**** DATASET SECTION ****

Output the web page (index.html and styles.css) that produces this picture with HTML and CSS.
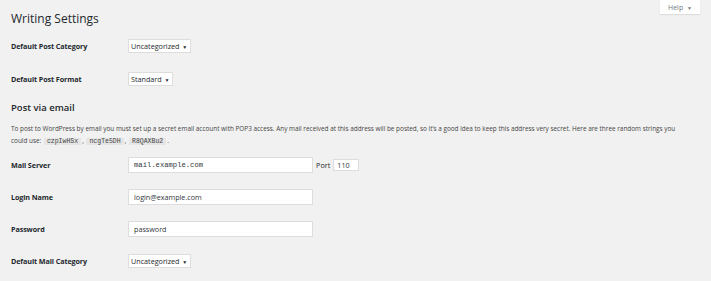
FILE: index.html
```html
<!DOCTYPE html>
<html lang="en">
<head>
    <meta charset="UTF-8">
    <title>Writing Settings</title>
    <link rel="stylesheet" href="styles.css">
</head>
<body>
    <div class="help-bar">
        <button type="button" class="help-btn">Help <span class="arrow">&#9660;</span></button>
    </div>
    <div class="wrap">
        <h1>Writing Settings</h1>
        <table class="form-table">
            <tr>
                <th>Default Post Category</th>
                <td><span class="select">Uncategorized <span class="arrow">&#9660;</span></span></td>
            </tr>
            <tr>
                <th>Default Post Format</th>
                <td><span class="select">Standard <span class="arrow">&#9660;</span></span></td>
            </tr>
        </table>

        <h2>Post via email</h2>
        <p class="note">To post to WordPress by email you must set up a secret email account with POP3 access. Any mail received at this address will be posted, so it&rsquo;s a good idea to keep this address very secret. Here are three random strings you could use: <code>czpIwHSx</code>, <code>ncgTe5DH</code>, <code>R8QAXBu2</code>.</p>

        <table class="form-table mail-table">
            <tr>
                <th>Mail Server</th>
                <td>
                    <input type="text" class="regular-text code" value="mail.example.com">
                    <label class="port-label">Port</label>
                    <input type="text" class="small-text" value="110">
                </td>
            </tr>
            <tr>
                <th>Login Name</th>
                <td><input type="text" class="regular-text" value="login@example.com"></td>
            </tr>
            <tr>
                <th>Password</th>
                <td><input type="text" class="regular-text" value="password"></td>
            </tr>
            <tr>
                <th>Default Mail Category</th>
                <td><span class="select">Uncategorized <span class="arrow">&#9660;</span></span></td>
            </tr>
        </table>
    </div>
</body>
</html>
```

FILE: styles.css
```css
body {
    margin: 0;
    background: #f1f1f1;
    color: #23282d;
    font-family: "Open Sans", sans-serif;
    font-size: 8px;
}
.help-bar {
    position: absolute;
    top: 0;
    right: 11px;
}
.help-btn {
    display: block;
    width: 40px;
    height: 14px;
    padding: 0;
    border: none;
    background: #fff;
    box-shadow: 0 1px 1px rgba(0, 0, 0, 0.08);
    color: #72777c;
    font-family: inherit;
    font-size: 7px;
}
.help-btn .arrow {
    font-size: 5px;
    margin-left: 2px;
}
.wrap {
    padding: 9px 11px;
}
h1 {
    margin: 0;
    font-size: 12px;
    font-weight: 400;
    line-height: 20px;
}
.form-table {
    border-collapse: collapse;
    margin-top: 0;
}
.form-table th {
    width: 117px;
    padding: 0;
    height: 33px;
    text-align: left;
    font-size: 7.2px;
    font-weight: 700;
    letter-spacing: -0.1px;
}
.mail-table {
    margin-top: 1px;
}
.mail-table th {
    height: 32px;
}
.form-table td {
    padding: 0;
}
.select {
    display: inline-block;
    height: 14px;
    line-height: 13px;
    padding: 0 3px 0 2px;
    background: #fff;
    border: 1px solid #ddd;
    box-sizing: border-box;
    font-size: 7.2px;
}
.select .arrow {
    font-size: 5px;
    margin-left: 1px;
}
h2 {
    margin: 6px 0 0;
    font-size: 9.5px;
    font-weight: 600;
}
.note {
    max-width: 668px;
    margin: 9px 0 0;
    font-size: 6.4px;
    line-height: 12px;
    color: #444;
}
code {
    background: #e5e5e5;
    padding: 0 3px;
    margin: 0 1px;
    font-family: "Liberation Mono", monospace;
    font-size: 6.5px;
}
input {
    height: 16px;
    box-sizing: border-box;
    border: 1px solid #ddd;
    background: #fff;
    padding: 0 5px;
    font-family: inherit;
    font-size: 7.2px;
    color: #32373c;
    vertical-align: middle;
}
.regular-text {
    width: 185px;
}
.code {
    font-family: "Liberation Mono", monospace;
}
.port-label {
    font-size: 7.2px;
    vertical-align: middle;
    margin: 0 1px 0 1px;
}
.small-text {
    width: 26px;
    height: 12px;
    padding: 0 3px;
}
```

****

* [JOB]: Reproduce the data verbatim. Do not carry any picture into the copy.

* [TASK OUTPUT]:
Output the web page (index.html and styles.css) that produces this picture with HTML and CSS.
FILE: index.html
```html
<!DOCTYPE html>
<html lang="en">
<head>
    <meta charset="UTF-8">
    <title>Writing Settings</title>
    <link rel="stylesheet" href="styles.css">
</head>
<body>
    <div class="help-bar">
        <button type="button" class="help-btn">Help <span class="arrow">&#9660;</span></button>
    </div>
    <div class="wrap">
        <h1>Writing Settings</h1>
        <table class="form-table">
            <tr>
                <th>Default Post Category</th>
                <td><span class="select">Uncategorized <span class="arrow">&#9660;</span></span></td>
            </tr>
            <tr>
                <th>Default Post Format</th>
                <td><span class="select">Standard <span class="arrow">&#9660;</span></span></td>
            </tr>
        </table>

        <h2>Post via email</h2>
        <p class="note">To post to WordPress by email you must set up a secret email account with POP3 access. Any mail received at this address will be posted, so it&rsquo;s a good idea to keep this address very secret. Here are three random strings you could use: <code>czpIwHSx</code>, <code>ncgTe5DH</code>, <code>R8QAXBu2</code>.</p>

        <table class="form-table mail-table">
            <tr>
                <th>Mail Server</th>
                <td>
                    <input type="text" class="regular-text code" value="mail.example.com">
                    <label class="port-label">Port</label>
                    <input type="text" class="small-text" value="110">
                </td>
            </tr>
            <tr>
                <th>Login Name</th>
                <td><input type="text" class="regular-text" value="login@example.com"></td>
            </tr>
            <tr>
                <th>Password</th>
                <td><input type="text" class="regular-text" value="password"></td>
            </tr>
            <tr>
                <th>Default Mail Category</th>
                <td><span class="select">Uncategorized <span class="arrow">&#9660;</span></span></td>
            </tr>
        </table>
    </div>
</body>
</html>
```

FILE: styles.css
```css
body {
    margin: 0;
    background: #f1f1f1;
    color: #23282d;
    font-family: "Open Sans", sans-serif;
    font-size: 8px;
}
.help-bar {
    position: absolute;
    top: 0;
    right: 11px;
}
.help-btn {
    display: block;
    width: 40px;
    height: 14px;
    padding: 0;
    border: none;
    background: #fff;
    box-shadow: 0 1px 1px rgba(0, 0, 0, 0.08);
    color: #72777c;
    font-family: inherit;
    font-size: 7px;
}
.help-btn .arrow {
    font-size: 5px;
    margin-left: 2px;
}
.wrap {
    padding: 9px 11px;
}
h1 {
    margin: 0;
    font-size: 12px;
    font-weight: 400;
    line-height: 20px;
}
.form-table {
    border-collapse: collapse;
    margin-top: 0;
}
.form-table th {
    width: 117px;
    padding: 0;
    height: 33px;
    text-align: left;
    font-size: 7.2px;
    font-weight: 700;
    letter-spacing: -0.1px;
}
.mail-table {
    margin-top: 1px;
}
.mail-table th {
    height: 32px;
}
.form-table td {
    padding: 0;
}
.select {
    display: inline-block;
    height: 14px;
    line-height: 13px;
    padding: 0 3px 0 2px;
    background: #fff;
    border: 1px solid #ddd;
    box-sizing: border-box;
    font-size: 7.2px;
}
.select .arrow {
    font-size: 5px;
    margin-left: 1px;
}
h2 {
    margin: 6px 0 0;
    font-size: 9.5px;
    font-weight: 600;
}
.note {
    max-width: 668px;
    margin: 9px 0 0;
    font-size: 6.4px;
    line-height: 12px;
    color: #444;
}
code {
    background: #e5e5e5;
    padding: 0 3px;
    margin: 0 1px;
    font-family: "Liberation Mono", monospace;
    font-size: 6.5px;
}
input {
    height: 16px;
    box-sizing: border-box;
    border: 1px solid #ddd;
    background: #fff;
    padding: 0 5px;
    font-family: inherit;
    font-size: 7.2px;
    color: #32373c;
    vertical-align: middle;
}
.regular-text {
    width: 185px;
}
.code {
    font-family: "Liberation Mono", monospace;
}
.port-label {
    font-size: 7.2px;
    vertical-align: middle;
    margin: 0 1px 0 1px;
}
.small-text {
    width: 26px;
    height: 12px;
    padding: 0 3px;
}
```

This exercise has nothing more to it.